A single 2 GW project can cost between $8 billion and $10 billion. During construction about 1200 workers will be needed. During operations and maintenance about 600 workers will be needed.
Offshore wind is a complex industry with many components, jobs & skills required. This creates opportunities for communities close to offshore wind farms.
An offshore wind industry brings new, long term energy jobs to regions. The Government will require projects to demonstrate their commitment to using Australian manufactured inputs in their projects.
An offshore wind farm requires many people with different skills and training to work together. For example, an offshore wind farm will need:
- project managers, engineers, cable installation managers and construction managers
- electrical, construction and mechanical tradespeople
- marine specialists
- business professionals.
Offshore wind developers will be required to talk to First Nations communities and existing marine users in the development of their projects to understand any concerns they have and develop arrangements for co-existence and benefit-sharing.
Moving towards net zero by 2050
Offshore wind will make a significant contribution to Australia achieving net zero by 2050.
We have established a regulatory framework to realise Australia’s offshore wind potential.
These areas have the potential to produce the renewable energy to support Australia becoming a renewable energy superpower.
Sustainable development of offshore wind
Offshore wind could generate a significant amount of renewable energy in Australia.
This is important for tackling climate change.
The impacts of climate change on marine ecosystems are already evident. We need new types of renewable energy, like offshore wind, to deal with these problems.
Environmental protections are in place for offshore wind developments. Actions are governed under the Environment Protection and Biodiversity Conservation Act 1999.
State and territory governments also have environmental protection legislation.
Coexistence with other marine users
The Australian offshore wind regulatory framework operates under the principle of shared use of the offshore marine environment.
This aims to balance competing interests. Australia’s marine waters are used for many activities. These include shipping, fishing, environment, tourism, and oil and gas extraction.
We consult during the assessment of an area to determine its suitability for offshore wind.
This is informed by First Nations people, existing marine users, state and Australian Government agencies, and the community.
Experience in the UK and Europe, where offshore wind has been operating for many years, demonstrates that offshore wind farms can exist alongside other industries and activities.
Refer to the Offshore Electricity Infrastructure Act 2021 (OEI Act).
The support of local communities for offshore wind developments is important.
Community consultation on offshore wind developments occurs at multiple stages in the Australian process.
The initial consultation, when an area is proposed to be suitable for offshore renewable energy, is the community’s first opportunity to provide feedback on the area.
If an area is declared, project developers that receive feasibility licences will be required to consult with businesses using the marine area 3 more times before construction can begin. This includes:
- during approval processes, such as EPBC Approval, including public consultation
- during the development of the project’s management plan for feasibility works
- during the development of the project’s management plan for the commercial licence.

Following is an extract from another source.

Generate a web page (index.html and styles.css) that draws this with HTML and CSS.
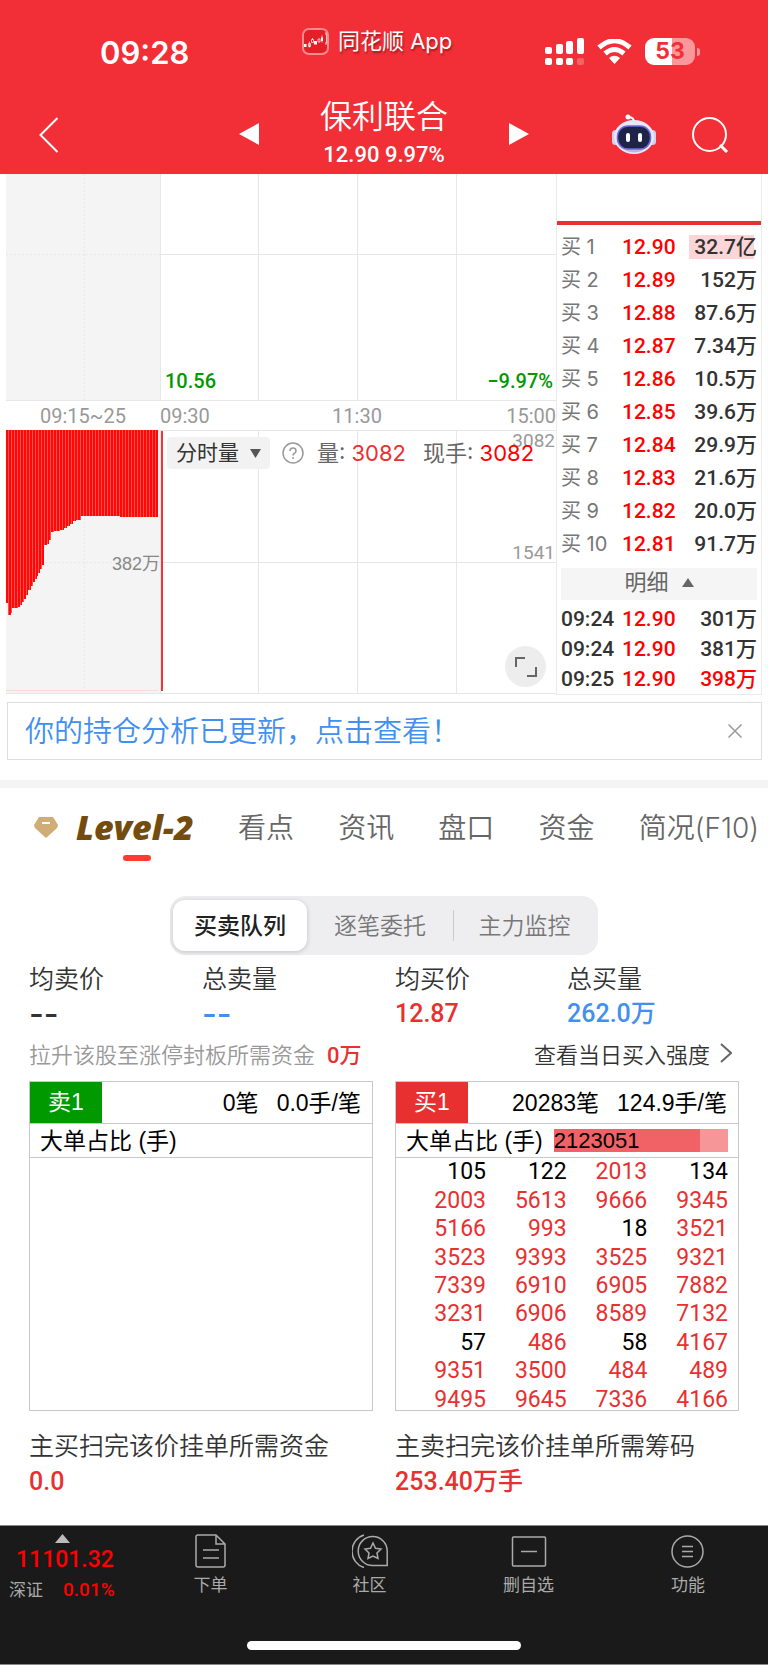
FILE: index.html
```
<!DOCTYPE html>
<html lang="zh-CN">
<head>
<meta charset="utf-8">
<meta name="viewport" content="width=device-width, initial-scale=1">
<title>保利联合</title>
<link rel="stylesheet" href="styles.css">
</head>
<body>
<header class="top">
  <div class="status">
    <span class="clock">09:28</span>
    <span class="app-label">
      <svg width="27" height="27" viewBox="0 0 27 27"><rect x="1" y="1" width="25" height="25" rx="6" fill="#e41f27" stroke="#f98a8e" stroke-width="2"/><path d="M2 16h2.500v3H2zM12 13h3v3.500h-3zM19 9.500h2v3.500h-2z" fill="#fff"/><path d="M6.500 15.500h2v3h-2zM9.500 11.500h2v3h-2zM16 11h2v3h-2zM23 6h1.500v9H23M7.500 13.500v6M10.500 10v2M20 7.500v7M24 4v2M24 15v2" fill="none" stroke="#fff" stroke-width=".7"/></svg>
      <span>同花顺 App</span>
    </span>
    <span class="indicators">
      <svg width="39" height="27" viewBox="0 0 39 27" fill="#fff"><rect y="9" width="7" height="7" rx="2"/><rect x="11" y="6" width="7" height="10" rx="2"/><rect x="21" y="3" width="7" height="13" rx="2"/><rect x="32" width="7" height="16" rx="2"/><rect y="20" width="7" height="7" rx="2"/><rect x="11" y="20" width="7" height="7" rx="2"/><rect x="21" y="20" width="7" height="7" rx="2"/><rect x="32" y="20" width="7" height="7" rx="2" opacity=".25"/></svg>
      <svg width="35" height="25" viewBox="0 0 35 25"><path d="M2 8.500Q17.500-5 33 8.500M8 14.500Q17.500 6.500 27 14.500" fill="none" stroke="#fff" stroke-width="5"/><path d="M12 19Q17.500 14.500 23 19L17.500 25z" fill="#fff"/></svg>
      <span class="battery"><span>53</span></span>
    </span>
  </div>
  <nav class="nav">
    <button class="icon-btn back" aria-label="返回"><svg width="20" height="36" viewBox="0 0 20 36"><path d="M18.500 1L1.500 18L18.500 35" fill="none" stroke="#fff" stroke-width="2"/></svg></button>
    <div class="switcher">
      <button class="icon-btn" aria-label="上一只"><svg width="20" height="22" viewBox="0 0 20 22"><path d="M20 0v22L0 11z" fill="#fff"/></svg></button>
      <div class="stock"><h1>保利联合</h1><p>12.90 9.97%</p></div>
      <button class="icon-btn" aria-label="下一只"><svg width="20" height="22" viewBox="0 0 20 22"><path d="M0 0v22L20 11z" fill="#fff"/></svg></button>
    </div>
    <div class="tools">
      <button class="icon-btn" aria-label="助手"><svg width="44" height="40" viewBox="0 0 44 40"><path d="M22 8Q22 3 16 3" fill="none" stroke="#fff" stroke-width="2"/><circle cx="16" cy="3" r="2.500" fill="#fff"/><rect x="0" y="16" width="7" height="15" rx="3.500" fill="#cfcff0"/><rect x="37" y="16" width="7" height="15" rx="3.500" fill="#cfcff0"/><ellipse cx="22" cy="23" rx="20" ry="17" fill="#e9e8f8"/><path d="M6 31Q22 46 38 31Q22 40 6 31" fill="#b9b6de"/><rect x="5.500" y="12" width="33" height="23" rx="10.500" fill="#1e2448" stroke="#7168d8" stroke-width="1.500"/><rect x="14" y="19" width="4" height="9" rx="2" fill="#fff"/><rect x="26" y="19" width="4" height="9" rx="2" fill="#fff"/></svg></button>
      <button class="icon-btn" aria-label="搜索"><svg width="37" height="36" viewBox="0 0 37 36"><circle cx="17.500" cy="17.500" r="16.500" fill="none" stroke="#fff" stroke-width="2"/><path d="M28 28l7 7" stroke="#fff" stroke-width="3"/></svg></button>
    </div>
  </nav>
</header>

<main>
<section class="market">
  <div class="charts">
    <div class="price">
      <svg class="plot" viewBox="0 0 550 227" preserveAspectRatio="none"><rect width="154" height="227" fill="#f4f4f4"/><path d="M78.500 0V227M0 80.500H154" stroke="#e9e9e9" stroke-dasharray="2 2"/><path d="M154.500 0V227M252.500 0V227M351.500 0V227M450.500 0V227M154 80.500H550M0 226.500H550" fill="none" stroke="#e7e7e7"/></svg>
      <span class="low">10.56</span><span class="low">−9.97%</span>
    </div>
    <div class="axis"><span>09:15~25</span><span>09:30</span><span>11:30</span><span>15:00</span></div>
    <div class="volume">
      <svg class="plot" viewBox="0 0 550 264" preserveAspectRatio="none"><defs><pattern id="bars" width="3" height="8" patternUnits="userSpaceOnUse"><rect width="3" height="8" fill="#ff5050"/><rect width="2" height="8" fill="#fe0808"/></pattern></defs><rect width="154" height="264" fill="#f4f4f4"/><path d="M78.500 0V264M0 132.500H154" stroke="#e9e9e9" stroke-dasharray="2 2"/><path d="M154 .5H550M154.500 0V264M252.500 0V264M351.500 0V264M450.500 0V264M154 132.500H550M0 263.500H550" fill="none" stroke="#e7e7e7"/><path d="M0 260.500H152" stroke="#fbd9d9"/><path d="M0 0V173H2V185H5V183H6V178H12V177H14V175H16V172H18V169H20V165H22V160H25V156H27V152H29V149H31V146H32V143H34V139H36V135H38V115H41V114H43V110H45V102H48V101H54V100H58V98H61V96H64V94H67V91H70V90H75V86H114V87H152V0Z" fill="url(#bars)"/><path d="M156 1V261" stroke="#f03535" stroke-width="2"/></svg>
      <span class="auction-mid">382万</span>
      <div class="legend">
        <button class="metric">分时量<svg width="11" height="9" viewBox="0 0 11 9"><path d="M0 0h11L5.500 9z" fill="#555"/></svg></button>
        <svg class="help" width="22" height="22" viewBox="0 0 22 22" fill="none" stroke="#999" stroke-width="1.500"><circle cx="11" cy="11" r="10"/><path d="M8 9Q8 6 11 6T14 9Q14 10.500 12.500 11.200T11 13.500M11 15v2"/></svg>
        <span>量: <b>3082</b></span><span>现手: <b class="hot">3082</b></span>
      </div>
      <span class="scale max">3082</span><span class="scale mid">1541</span>
      <button class="expand" aria-label="全屏"><svg width="22" height="22" viewBox="0 0 22 22" fill="none" stroke="#666" stroke-width="2"><path d="M1 11V2H10M21 11V20H12"/></svg></button>
    </div>
  </div>
  <aside class="book">
    <table class="quotes">
      <tr><th>买 1</th><td class="up">12.90</td><td><span class="heavy">32.7亿</span></td></tr>
      <tr><th>买 2</th><td class="up">12.89</td><td>152万</td></tr>
      <tr><th>买 3</th><td class="up">12.88</td><td>87.6万</td></tr>
      <tr><th>买 4</th><td class="up">12.87</td><td>7.34万</td></tr>
      <tr><th>买 5</th><td class="up">12.86</td><td>10.5万</td></tr>
      <tr><th>买 6</th><td class="up">12.85</td><td>39.6万</td></tr>
      <tr><th>买 7</th><td class="up">12.84</td><td>29.9万</td></tr>
      <tr><th>买 8</th><td class="up">12.83</td><td>21.6万</td></tr>
      <tr><th>买 9</th><td class="up">12.82</td><td>20.0万</td></tr>
      <tr><th>买 10</th><td class="up">12.81</td><td>91.7万</td></tr>
    </table>
    <button class="detail">明细<svg width="12" height="9" viewBox="0 0 12 9"><path d="M6 0l6 9H0z" fill="#666"/></svg></button>
    <table class="quotes trades">
      <tr><td>09:24</td><td class="up">12.90</td><td>301万</td></tr>
      <tr><td>09:24</td><td class="up">12.90</td><td>381万</td></tr>
      <tr><td>09:25</td><td class="up">12.90</td><td class="up">398万</td></tr>
    </table>
  </aside>
</section>

<div class="notice"><a href="#">你的持仓分析已更新，点击查看！</a><button class="icon-btn" aria-label="关闭"><svg width="14" height="14" viewBox="0 0 14 14"><path d="M.5.5l13 13M13.500.5l-13 13" stroke="#999" stroke-width="1.500"/></svg></button></div>

<nav class="tabs">
  <a class="level" href="#"><svg width="24" height="21" viewBox="0 0 24 21"><path d="M5 0H19L24 8Q24 10 22 12L12 21L2 12Q0 10 0 8Z" fill="#d0ac77"/><path d="M8 6h8" stroke="#fff" stroke-width="2"/></svg><span>Level-2</span></a>
  <a href="#">看点</a><a href="#">资讯</a><a href="#">盘口</a><a href="#">资金</a><a href="#">简况(F10)</a>
</nav>

<div class="segment"><button class="on">买卖队列</button><button>逐笔委托</button><button>主力监控</button></div>

<section class="depth">
  <dl class="stats">
    <div><dt>均卖价</dt><dd class="dash">--</dd></div>
    <div><dt>总卖量</dt><dd class="dash blue">--</dd></div>
    <div><dt>均买价</dt><dd class="red">12.87</dd></div>
    <div><dt>总买量</dt><dd class="blue">262.0万</dd></div>
  </dl>
  <div class="hint"><span>拉升该股至涨停封板所需资金</span><b>0万</b><a href="#">查看当日买入强度<svg width="12" height="20" viewBox="0 0 12 20"><path d="M1 1l10 9L1 19" fill="none" stroke="#666" stroke-width="2"/></svg></a></div>
  <div class="queues">
    <div class="side">
      <div class="queue">
        <div class="q-head"><span class="badge sell">卖1</span><span>0笔</span><span>0.0手/笔</span></div>
        <div class="q-ratio"><span>大单占比 (手)</span></div>
      </div>
      <p class="caption">主买扫完该价挂单所需资金</p><p class="amount">0.0</p>
    </div>
    <div class="side">
      <div class="queue">
        <div class="q-head"><span class="badge buy">买1</span><span>20283笔</span><span>124.9手/笔</span></div>
        <div class="q-ratio"><span>大单占比 (手)</span><span class="bar">2123051</span></div>
        <table class="orders">
          <tr><td class="k">105</td><td class="k">122</td><td>2013</td><td class="k">134</td></tr>
          <tr><td>2003</td><td>5613</td><td>9666</td><td>9345</td></tr>
          <tr><td>5166</td><td>993</td><td class="k">18</td><td>3521</td></tr>
          <tr><td>3523</td><td>9393</td><td>3525</td><td>9321</td></tr>
          <tr><td>7339</td><td>6910</td><td>6905</td><td>7882</td></tr>
          <tr><td>3231</td><td>6906</td><td>8589</td><td>7132</td></tr>
          <tr><td class="k">57</td><td>486</td><td class="k">58</td><td>4167</td></tr>
          <tr><td>9351</td><td>3500</td><td>484</td><td>489</td></tr>
          <tr><td>9495</td><td>9645</td><td>7336</td><td>4166</td></tr>
        </table>
      </div>
      <p class="caption">主卖扫完该价挂单所需筹码</p><p class="amount">253.40万手</p>
    </div>
  </div>
</section>
</main>

<footer class="bottom">
  <div class="actions">
    <button class="index"><svg width="15" height="9" viewBox="0 0 15 9"><path d="M7.500 0L15 9H0z" fill="#bbb"/></svg><span class="points">11101.32</span><span class="change">深证<b>0.01%</b></span></button>
    <button><svg width="36" height="34" viewBox="0 0 36 34" fill="none" stroke="#aaa" stroke-width="1.500"><path d="M3 3Q3 1 5 1H23L32 10V31Q32 33 30 33H5Q3 33 3 31ZM23 1V10H32M10 16H26M10 24H26"/></svg>下单</button>
    <button><svg width="36" height="34" viewBox="0 0 36 34" fill="none" stroke="#aaa" stroke-width="1.500"><path d="M12 1A17 17 0 0 0 12 33.500M21 31.500A14.500 14.500 0 1 1 35.200 17V31.500ZM21 9L23.500 14.200L29 15L25 19L26 24.500L21 22L16 24.500L17 19L13 15L18.500 14.200Z"/></svg>社区</button>
    <button><svg width="36" height="34" viewBox="0 0 36 34" fill="none" stroke="#aaa" stroke-width="1.500"><rect x="1.500" y="3" width="33" height="29" rx="1"/><path d="M10 17.500H26"/></svg>删自选</button>
    <button><svg width="36" height="34" viewBox="0 0 36 34" fill="none" stroke="#aaa" stroke-width="1.500"><circle cx="17.500" cy="17.500" r="15.500"/><path d="M12 12.500H23M12 17.500H23M12 22.500H23"/></svg>功能</button>
  </div>
  <div class="home"></div>
</footer>
</body>
</html>
```
FILE: styles.css
```
* { box-sizing: border-box; }
body {
  margin: 0;
  background: #fff;
  color: #333;
  font-family: Roboto, "Noto Sans CJK SC", sans-serif;
}
h1, p, dl, dd { margin: 0; }
a { color: inherit; text-decoration: none; }
button {
  margin: 0;
  padding: 0;
  border: 0;
  background: none;
  color: inherit;
  font: inherit;
}
svg { flex: none; display: block; }
table { border-collapse: collapse; width: 100%; }
td, th { padding: 0; }

/* Header */
.top { height: 174px; background: #f22f37; color: #fff; }
.status {
  display: grid;
  grid-template-columns: 302fr 243fr 223fr;
  height: 96px;
}
.clock {
  padding: 33px 0 0 100px;
  font: 600 31px/40px Inter, sans-serif;
}
.app-label {
  display: flex;
  align-items: center;
  gap: 9px;
  height: 82px;
  font: 22px/32px Inter, "Noto Sans CJK SC", sans-serif;
  text-shadow: 1px 2px 2px rgba(90, 0, 0, .5);
  white-space: nowrap;
}
.indicators { display: flex; align-items: center; gap: 13px; height: 103px; }
.battery {
  position: relative;
  width: 50px;
  height: 27px;
  border-radius: 9px;
  background: linear-gradient(90deg, #fff 54%, #f9979b 54%);
  color: #f22f37;
  font: 700 23px/27px Inter, sans-serif;
  text-align: center;
}
.battery::after {
  content: "";
  position: absolute;
  left: 52px;
  top: 10px;
  width: 3px;
  height: 8px;
  border-radius: 0 3px 3px 0;
  background: #f9979b;
}
.nav { display: grid; grid-template-columns: 239fr 290fr 239fr; }
.icon-btn { display: flex; }
.back { padding: 21px 0 0 39px; }
.switcher { display: flex; justify-content: space-between; align-items: flex-start; }
.switcher .icon-btn { padding-top: 27px; }
.stock { text-align: center; }
.stock h1 { font-size: 32px; font-weight: 350; line-height: 42px; }
.stock p { font-size: 22px; font-weight: 500; line-height: 34px; }
.tools {
  display: flex;
  justify-content: space-between;
  align-items: flex-start;
  padding: 18px 39px 0 83px;
}
.tools .icon-btn:last-child { padding-top: 3px; }

/* Charts */
.market {
  display: grid;
  grid-template-columns: 550fr 206fr;
  padding: 0 6px;
}
.plot { position: absolute; inset: 0; z-index: -1; width: 100%; height: 100%; }
.price {
  position: relative;
  z-index: 0;
  display: flex;
  justify-content: space-between;
  align-items: flex-end;
  height: 227px;
  padding: 0 3px 6px 159px;
}
.low { color: #090; font-size: 20px; font-weight: 500; line-height: 28px; }
.axis {
  display: grid;
  grid-template-columns: 154fr 148fr 98fr 150fr;
  height: 29px;
  color: #999;
  font-size: 20px;
  line-height: 30px;
}
.axis span:first-child { text-align: center; }
.axis span:nth-child(3) { text-align: center; }
.axis span:last-child { text-align: right; }
.volume { position: relative; z-index: 0; height: 264px; }
.auction-mid {
  position: absolute;
  right: 396px;
  top: 122px;
  color: #888;
  font: 18px/24px "Liberation Sans", "Noto Sans CJK SC", sans-serif;
}
.legend {
  display: flex;
  align-items: center;
  padding: 7px 0 0 161px;
  color: #666;
  font: 22px/32px Inter, "Noto Sans CJK SC", sans-serif;
  white-space: nowrap;
}
.legend b { color: #e93030; font-weight: 400; }
.legend .hot { color: #f00; }
.legend span { margin-right: 17px; }
.metric {
  display: flex;
  align-items: center;
  gap: 11px;
  height: 32px;
  padding: 0 9px;
  border-radius: 4px;
  background: #f2f2f2;
  color: #333;
  font-size: 21px;
}
.help { margin: 0 13px 0 12px; }
.scale { position: absolute; right: 1px; color: #999; font-size: 19px; line-height: 24px; }
.max { top: -1px; z-index: -1; }
.mid { top: 111px; }
.expand {
  position: absolute;
  right: 10px;
  bottom: 7px;
  display: grid;
  place-items: center;
  width: 41px;
  height: 41px;
  border-radius: 50%;
  background: #ededed;
}

/* Order book */
.book {
  padding: 47px 4px 0;
  border: solid #ebebeb;
  border-width: 0 1px 1px;
  background: linear-gradient(#e93030, #e93030) 0 47px / 100% 4px no-repeat;
}
.quotes { margin-top: 9px; color: #333; font-size: 21px; font-weight: 500; }
.quotes tr { height: 33px; }
.quotes td, .quotes th { line-height: 30px; white-space: nowrap; }
.quotes th {
  width: 61px;
  color: #777;
  font: 20px/30px Inter, "Noto Sans CJK SC", sans-serif;
  text-align: left;
}
.quotes td:last-child { text-align: right; }
.quotes .up { color: #f00; }
.heavy {
  display: inline-block;
  padding-left: 5px;
  background: linear-gradient(90deg, #fbd5d7 95%, transparent 95%);
  line-height: 24px;
}
.detail {
  display: flex;
  justify-content: center;
  align-items: center;
  gap: 13px;
  width: 100%;
  height: 32px;
  margin-top: 8px;
  padding-bottom: 3px;
  background: #f5f5f5;
  color: #666;
  font-size: 22px;
  line-height: 29px;
}
.trades { margin-top: 4px; }
.trades tr { height: 30px; }
.trades td:first-child { width: 61px; }

.notice {
  display: flex;
  align-items: center;
  justify-content: space-between;
  height: 58px;
  margin: 7px 6px 0 7px;
  padding: 0 19px 4px 17px;
  border: 1px solid #ddd;
  color: #418ff0;
  font-size: 29px;
  font-weight: 350;
}
.notice .icon-btn { padding-top: 3px; }

/* Tabs */
.tabs {
  display: flex;
  justify-content: space-between;
  margin-top: 20px;
  padding: 18px 9px 0 34px;
  border-top: 8px solid #f4f4f4;
  color: #666;
  font: 350 28px/44px Inter, "Noto Sans CJK SC", sans-serif;
  white-space: nowrap;
}
.level { display: flex; align-items: center; gap: 18px; }
.level span {
  position: relative;
  height: 56px;
  color: #754c10;
  font: italic 800 34px/42px "Open Sans", sans-serif;
}
.level svg { margin-bottom: 14px; }
.level span::after {
  content: "";
  position: absolute;
  left: 47px;
  bottom: 1px;
  width: 28px;
  height: 6px;
  border-radius: 3px;
  background: #ff3a30;
}
.segment {
  display: grid;
  grid-template-columns: 134fr 147fr 141fr;
  width: 428px;
  height: 59px;
  margin: 34px auto 0 170px;
  padding: 4px 3px;
  border-radius: 16px;
  background: #eeeef0;
  color: #777;
  font-size: 23px;
  font-weight: 350;
}
.segment button { padding-bottom: 4px; }
.segment .on {
  border-radius: 12px;
  background: #fff;
  box-shadow: 0 1px 5px rgba(0, 0, 0, .18);
  color: #222;
  font-weight: 500;
}
.segment .on + button { border-right: 1px solid #ccc; border-image: linear-gradient(transparent 20%, #ccc 20% 80%, transparent 80%) 1; }

/* Depth */
.depth { padding: 7px 29px 0; }
.stats { display: grid; grid-template-columns: 173fr 193fr 172fr 172fr; }
.stats dt { font-size: 25px; font-weight: 350; line-height: 35px; }
.stats dd { font-size: 25px; font-weight: 500; line-height: 34px; }
.stats .dash { font-family: Inter, sans-serif; font-size: 32px; }
.red { color: #e93030; }
.blue { color: #418ff0; }
.hint {
  display: flex;
  align-items: center;
  height: 49px;
  padding-bottom: 6px;
  color: #999;
  font-size: 22px;
  font-weight: 350;
  white-space: nowrap;
}
.hint b { margin-left: 12px; color: #e93030; font-weight: 500; }
.hint a { display: flex; align-items: center; gap: 10px; margin-left: auto; padding-right: 7px; color: #333; }
.queues { display: grid; grid-template-columns: 1fr 1fr; gap: 22px; margin-top: 1px; }
.queue {
  height: 330px;
  border: 1px solid #c8c8c8;
  color: #000;
  font: 22px/30px "Liberation Sans", "Noto Sans CJK SC", sans-serif;
}
.q-head {
  display: flex;
  align-items: center;
  gap: 18px;
  height: 42px;
  padding-right: 11px;
  border-bottom: 1px solid #c8c8c8;
  font-size: 23px;
}
.badge { width: 72px; height: 41px; margin-right: auto; color: #fff; line-height: 41px; text-align: center; }
.sell { background: #090; }
.buy { background: #e93030; }
.q-ratio {
  display: flex;
  align-items: center;
  gap: 11px;
  height: 34px;
  padding: 0 10px;
  border-bottom: 1px solid #c8c8c8;
  font-size: 23px;
  white-space: nowrap;
}
.bar { flex: 1; font-size: 22px; line-height: 23px; background: linear-gradient(90deg, #f06266 84%, #f69698 84%); }
.orders { height: 256px; table-layout: fixed; color: #e93030; font-family: Roboto, sans-serif; font-size: 23px; line-height: 28px; }
.orders td { padding-right: 10px; text-align: right; }
.orders td:first-child { width: 100px; }
.orders .k { color: #000; }
.caption { margin-top: 18px; font-size: 25px; font-weight: 350; line-height: 36px; white-space: nowrap; }
.amount { color: #e93030; font-size: 25px; font-weight: 500; line-height: 34px; }

/* Bottom bar */
.bottom {
  margin-top: 26px;
  padding-bottom: 14px;
  border-top: 1px solid #888;
  border-bottom: 1px solid #888;
  background: #1a1a1a;
  color: #aaa;
}
.actions { display: grid; grid-template-columns: 131fr 159fr 159fr 159fr 160fr; height: 115px; }
.actions button {
  display: flex;
  flex-direction: column;
  align-items: center;
  gap: 4px;
  padding-top: 8px;
  font-size: 17px;
  line-height: 26px;
}
.actions .index { align-items: flex-start; gap: 0; padding-left: 9px; }
.index svg { margin-left: 46px; }
.points { padding-left: 7px; color: #f00; font-size: 23px; font-weight: 500; line-height: 34px; }
.change b { margin-left: 20px; color: #f00; font-size: 19px; font-weight: 500; }
.home { width: 274px; height: 9px; margin: 0 auto; border-radius: 5px; background: #fff; }
```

The Australian Energy Infrastructure Commissioner has prepared guidance for the offshore wind industry regarding considerations for community engagement. This offers the offshore wind industry a practical resource on effective community engagement.
Strategic partnerships to support the offshore wind industry
The Energy and Climate Change Ministerial Council (ECMC) includes Australian, state, territory, and New Zealand governments. We work together on energy and climate change issues.
The ECMC has an offshore renewables working group. It deals with matters specific to the offshore wind industry in Australia. This group will align different governments to support the growth of the offshore wind industry in Australia.
We also work closely with international partners through clean energy bilateral partnerships and multilateral forums.
Australia joined the Global Offshore Wind Alliance in 2022. This supports our work with other nations to advance offshore wind globally.